After many years as an invalid Elizabeth, the matriarch of the family, died in 1935 but not before she had the satisfaction of seeing her family grow in size and prosper in business. Towards the end of the war the numerous offspring from these marriages began working in the Davis family businesses. Joseph retired in 1944 and died at the age of 70 years in 1956. Walter continued to run his store until his death at the age of 63 years in 1952. The men’s wear store, established by Joseph, was sold in 1944. However the Walter Davis Store continues to this day.
Over the years the following family members have worked in the Walter Davis Store: Walter Davis, Joseph Davis, Elizabeth Davis, Freda Davis, Ron Davis, Eric Beshara, Norman Beshara, Enid Beshara, Bernice Beshara, Alec Beshara, Nance Beshara, Nola Batrouney, Susan Batrouney, Paula Batrouney, Lisa Batrouney.
This strong family involvement has made this a special business with a strong feeling of continuity. The Walter Davis Store, which began in 1920, is now 80 years old and still one of the premier ladies fashion houses in Ballarat. The sense of continuity is epitomised by Bernice Batrouney (nee Beshara), who commenced work in the store at the age of 14 years in 1929, and is still active in the business. ‘I just love the work,’ she says. Her four daughters, with a range of other qualifications and other work experiences are now all working side by side with their mother.

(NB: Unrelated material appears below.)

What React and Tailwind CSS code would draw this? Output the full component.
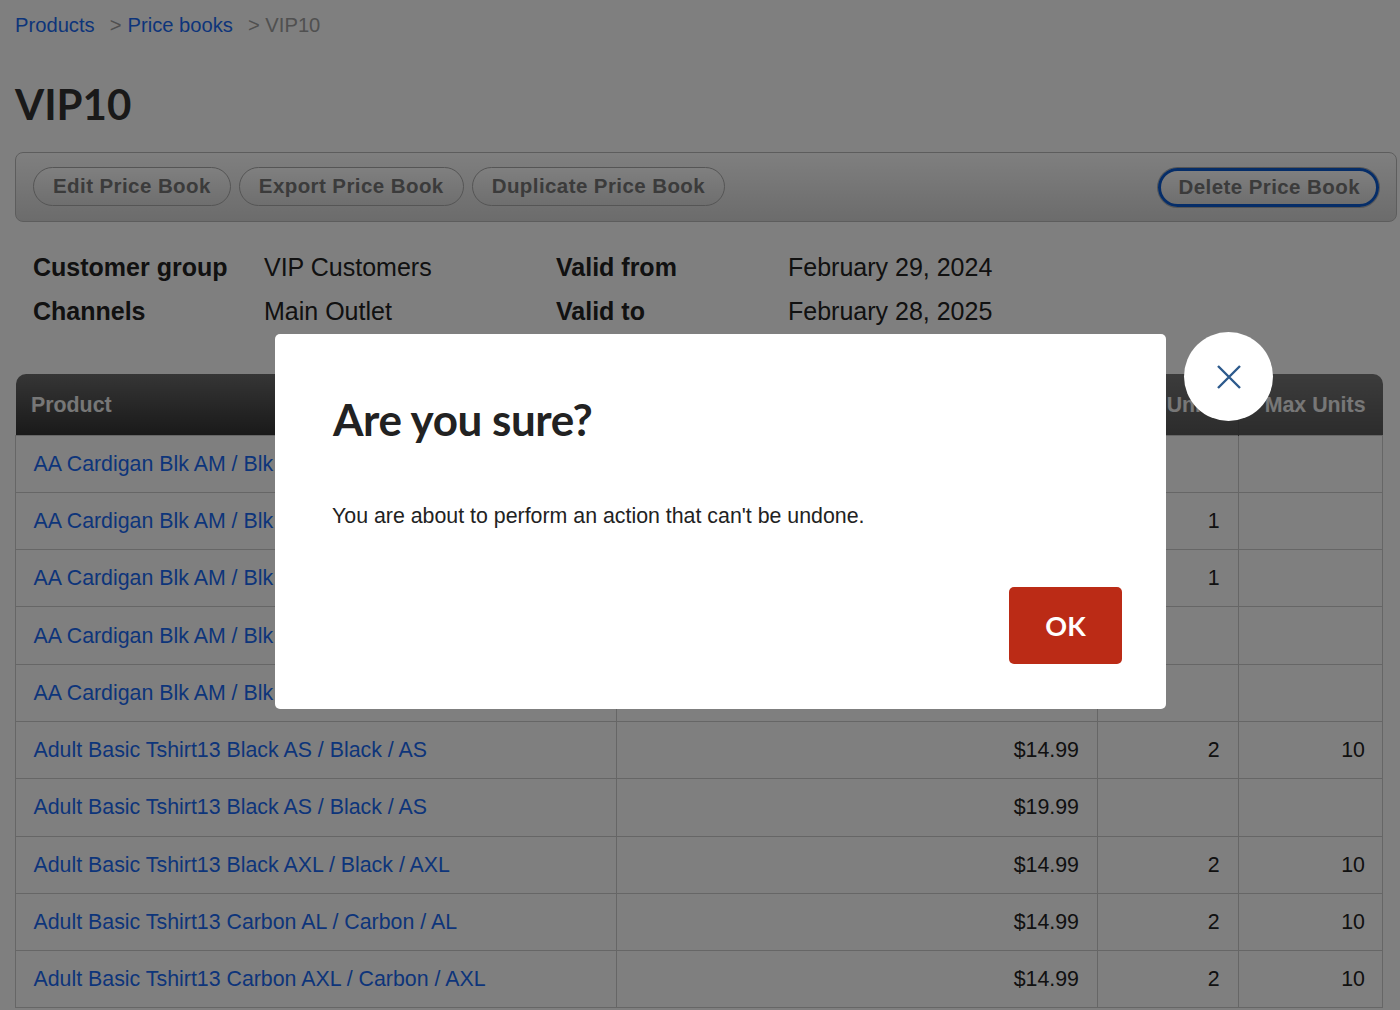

In many respects the Davis family has much in common with other first wave Lebanese-Australian families: engaging first in hawking and then in shopkeeping; establishing close-knit families; family members involvement in the businesses; and sharing family values such as diligence, thrift and tenacity. On the other hand, the Davis family is noteworthy for remaining in Ballarat and not following the drift to Melbourne; and for the impressive family involvement and continuity in the Walter Davis Store.